### Exercise description
Read through the records below and copy each line that uses the word "this".

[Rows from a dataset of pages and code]
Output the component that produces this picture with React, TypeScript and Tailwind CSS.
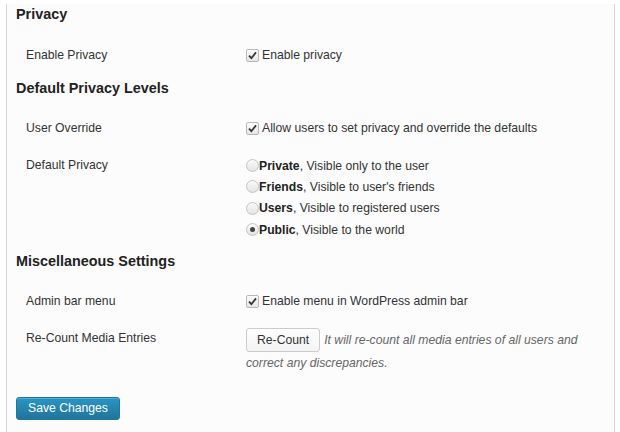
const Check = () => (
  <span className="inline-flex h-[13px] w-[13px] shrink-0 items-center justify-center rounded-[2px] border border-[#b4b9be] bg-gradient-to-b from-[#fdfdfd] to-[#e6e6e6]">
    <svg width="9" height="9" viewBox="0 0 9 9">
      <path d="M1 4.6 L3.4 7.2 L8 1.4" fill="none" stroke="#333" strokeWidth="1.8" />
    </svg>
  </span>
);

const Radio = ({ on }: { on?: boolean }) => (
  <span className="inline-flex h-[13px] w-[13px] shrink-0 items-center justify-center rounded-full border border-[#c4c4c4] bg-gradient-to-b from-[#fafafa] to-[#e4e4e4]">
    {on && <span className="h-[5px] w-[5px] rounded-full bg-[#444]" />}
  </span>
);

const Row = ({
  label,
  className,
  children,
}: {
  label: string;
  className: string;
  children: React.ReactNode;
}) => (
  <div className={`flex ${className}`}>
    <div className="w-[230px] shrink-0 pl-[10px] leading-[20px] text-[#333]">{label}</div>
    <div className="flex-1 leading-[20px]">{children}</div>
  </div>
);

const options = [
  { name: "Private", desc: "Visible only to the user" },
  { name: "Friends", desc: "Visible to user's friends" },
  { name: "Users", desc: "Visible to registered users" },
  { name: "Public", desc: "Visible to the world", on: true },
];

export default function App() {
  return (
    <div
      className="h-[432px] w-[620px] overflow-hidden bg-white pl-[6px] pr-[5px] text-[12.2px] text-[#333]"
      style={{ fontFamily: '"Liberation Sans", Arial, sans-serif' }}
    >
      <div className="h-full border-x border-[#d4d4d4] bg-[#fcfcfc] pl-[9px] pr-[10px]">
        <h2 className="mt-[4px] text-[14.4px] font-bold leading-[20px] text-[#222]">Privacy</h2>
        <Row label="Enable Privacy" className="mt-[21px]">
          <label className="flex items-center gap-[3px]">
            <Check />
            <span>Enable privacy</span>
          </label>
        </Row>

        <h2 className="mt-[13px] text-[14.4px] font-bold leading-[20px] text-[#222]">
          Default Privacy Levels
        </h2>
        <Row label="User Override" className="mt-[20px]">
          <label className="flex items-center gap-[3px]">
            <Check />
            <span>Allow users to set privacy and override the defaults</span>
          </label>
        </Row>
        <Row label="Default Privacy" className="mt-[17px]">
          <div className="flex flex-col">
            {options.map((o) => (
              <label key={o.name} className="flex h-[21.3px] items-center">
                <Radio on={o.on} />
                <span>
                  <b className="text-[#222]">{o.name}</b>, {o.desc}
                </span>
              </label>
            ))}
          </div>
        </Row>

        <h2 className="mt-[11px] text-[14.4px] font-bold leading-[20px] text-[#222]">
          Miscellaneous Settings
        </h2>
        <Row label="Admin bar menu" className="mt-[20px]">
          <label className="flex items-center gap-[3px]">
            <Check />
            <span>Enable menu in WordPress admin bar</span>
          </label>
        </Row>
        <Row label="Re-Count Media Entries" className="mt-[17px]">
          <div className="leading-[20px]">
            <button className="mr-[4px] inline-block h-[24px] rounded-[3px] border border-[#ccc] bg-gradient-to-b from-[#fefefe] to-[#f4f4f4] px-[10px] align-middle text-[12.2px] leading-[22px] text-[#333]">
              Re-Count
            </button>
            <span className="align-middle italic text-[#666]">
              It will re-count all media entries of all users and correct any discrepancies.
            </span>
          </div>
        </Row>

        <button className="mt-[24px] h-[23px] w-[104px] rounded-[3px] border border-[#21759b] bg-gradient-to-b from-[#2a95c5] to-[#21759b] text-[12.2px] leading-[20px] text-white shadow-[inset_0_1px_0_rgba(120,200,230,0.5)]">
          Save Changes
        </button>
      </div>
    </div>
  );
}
--
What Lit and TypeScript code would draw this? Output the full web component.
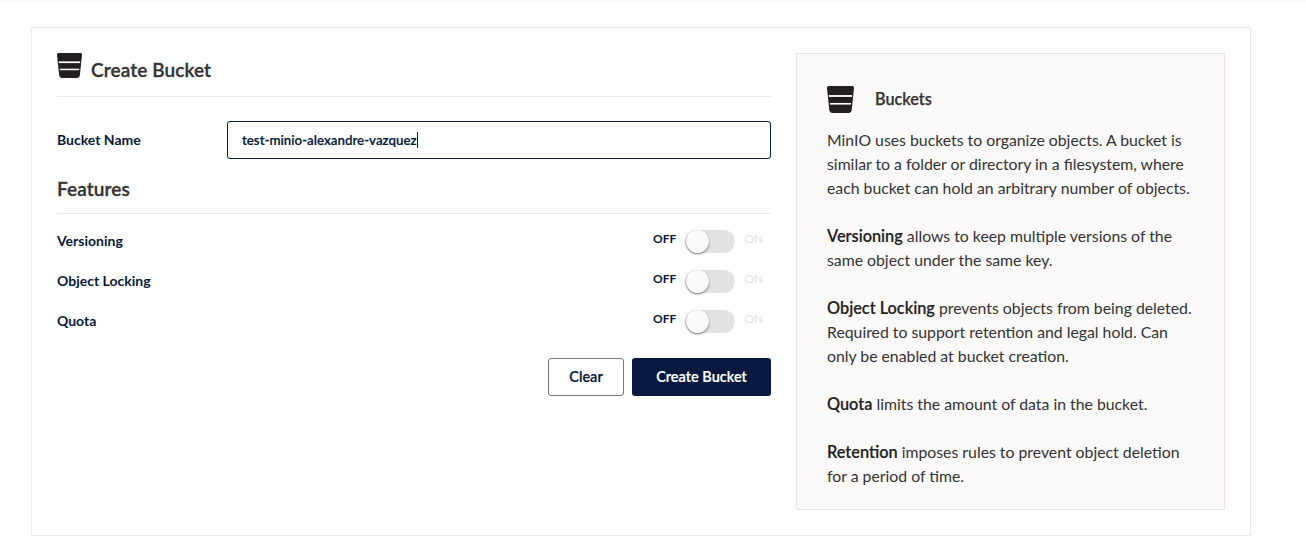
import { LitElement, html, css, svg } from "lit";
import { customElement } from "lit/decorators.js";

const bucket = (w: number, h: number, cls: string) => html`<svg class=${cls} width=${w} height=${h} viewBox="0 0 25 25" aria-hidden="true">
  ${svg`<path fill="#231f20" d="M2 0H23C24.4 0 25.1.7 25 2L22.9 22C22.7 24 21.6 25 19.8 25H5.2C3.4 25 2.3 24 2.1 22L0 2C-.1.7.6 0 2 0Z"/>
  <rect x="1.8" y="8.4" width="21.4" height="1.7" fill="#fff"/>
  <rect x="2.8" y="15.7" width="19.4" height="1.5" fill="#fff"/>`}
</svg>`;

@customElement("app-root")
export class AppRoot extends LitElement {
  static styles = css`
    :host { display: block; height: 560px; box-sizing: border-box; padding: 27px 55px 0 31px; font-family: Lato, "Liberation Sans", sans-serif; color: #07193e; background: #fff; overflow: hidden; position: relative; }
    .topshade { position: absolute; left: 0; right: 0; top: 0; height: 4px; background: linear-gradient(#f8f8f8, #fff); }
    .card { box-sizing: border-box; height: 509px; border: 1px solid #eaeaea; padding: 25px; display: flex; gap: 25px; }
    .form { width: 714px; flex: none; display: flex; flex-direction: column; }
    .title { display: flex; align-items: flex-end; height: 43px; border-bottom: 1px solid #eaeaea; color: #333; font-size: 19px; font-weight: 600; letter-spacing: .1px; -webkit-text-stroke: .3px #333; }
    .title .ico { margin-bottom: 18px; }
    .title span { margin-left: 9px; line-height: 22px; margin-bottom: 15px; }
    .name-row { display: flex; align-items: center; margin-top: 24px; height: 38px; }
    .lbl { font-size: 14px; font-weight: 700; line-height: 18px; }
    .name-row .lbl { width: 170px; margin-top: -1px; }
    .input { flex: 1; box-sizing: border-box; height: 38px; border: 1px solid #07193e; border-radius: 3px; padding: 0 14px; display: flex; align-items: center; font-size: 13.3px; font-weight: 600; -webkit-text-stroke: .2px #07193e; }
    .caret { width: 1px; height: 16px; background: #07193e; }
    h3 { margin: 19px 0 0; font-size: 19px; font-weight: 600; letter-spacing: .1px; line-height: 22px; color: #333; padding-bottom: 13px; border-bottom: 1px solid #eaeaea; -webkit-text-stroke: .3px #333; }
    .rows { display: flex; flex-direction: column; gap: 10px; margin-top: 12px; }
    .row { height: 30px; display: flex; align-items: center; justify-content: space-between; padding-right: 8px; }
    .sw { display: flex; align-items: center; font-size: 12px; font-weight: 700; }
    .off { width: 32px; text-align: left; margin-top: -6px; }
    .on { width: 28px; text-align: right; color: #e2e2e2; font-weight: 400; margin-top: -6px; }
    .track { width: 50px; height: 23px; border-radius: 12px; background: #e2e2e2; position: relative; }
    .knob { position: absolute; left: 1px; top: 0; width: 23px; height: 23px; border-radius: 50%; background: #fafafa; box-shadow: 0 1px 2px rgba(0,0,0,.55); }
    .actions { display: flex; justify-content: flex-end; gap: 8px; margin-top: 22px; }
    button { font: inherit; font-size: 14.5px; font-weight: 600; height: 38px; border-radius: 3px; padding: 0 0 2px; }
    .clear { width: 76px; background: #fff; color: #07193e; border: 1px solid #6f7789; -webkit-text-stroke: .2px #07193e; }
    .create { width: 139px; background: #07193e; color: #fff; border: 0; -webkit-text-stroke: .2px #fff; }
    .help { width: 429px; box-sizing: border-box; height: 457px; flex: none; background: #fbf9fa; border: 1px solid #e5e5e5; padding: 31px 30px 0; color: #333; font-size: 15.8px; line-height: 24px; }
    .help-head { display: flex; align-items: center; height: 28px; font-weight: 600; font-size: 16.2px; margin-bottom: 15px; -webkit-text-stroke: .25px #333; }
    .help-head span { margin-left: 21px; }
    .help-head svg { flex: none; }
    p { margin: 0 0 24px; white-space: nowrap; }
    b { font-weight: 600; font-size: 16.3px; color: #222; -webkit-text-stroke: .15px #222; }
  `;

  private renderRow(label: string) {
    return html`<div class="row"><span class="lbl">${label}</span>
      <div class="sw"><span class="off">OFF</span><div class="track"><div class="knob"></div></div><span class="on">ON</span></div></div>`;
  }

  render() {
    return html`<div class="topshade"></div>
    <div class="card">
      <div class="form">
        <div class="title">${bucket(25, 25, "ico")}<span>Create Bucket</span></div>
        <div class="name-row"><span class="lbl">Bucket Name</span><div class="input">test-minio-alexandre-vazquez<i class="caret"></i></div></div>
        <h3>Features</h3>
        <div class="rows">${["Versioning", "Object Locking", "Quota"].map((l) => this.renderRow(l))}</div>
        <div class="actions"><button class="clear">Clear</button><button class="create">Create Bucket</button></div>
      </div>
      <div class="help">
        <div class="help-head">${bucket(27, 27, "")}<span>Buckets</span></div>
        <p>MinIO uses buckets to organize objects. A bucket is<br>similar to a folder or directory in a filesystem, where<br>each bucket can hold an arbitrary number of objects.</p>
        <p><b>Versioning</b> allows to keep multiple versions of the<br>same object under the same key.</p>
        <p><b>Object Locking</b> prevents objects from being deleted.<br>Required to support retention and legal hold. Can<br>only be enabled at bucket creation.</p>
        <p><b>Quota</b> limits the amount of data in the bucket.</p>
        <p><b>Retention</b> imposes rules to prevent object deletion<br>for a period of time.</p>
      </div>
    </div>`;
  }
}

### Complete response
Output the component that produces this picture with React, TypeScript and Tailwind CSS.
What Lit and TypeScript code would draw this? Output the full web component.
        <div class="rows">${["Versioning", "Object Locking", "Quota"].map((l) => this.renderRow(l))}</div>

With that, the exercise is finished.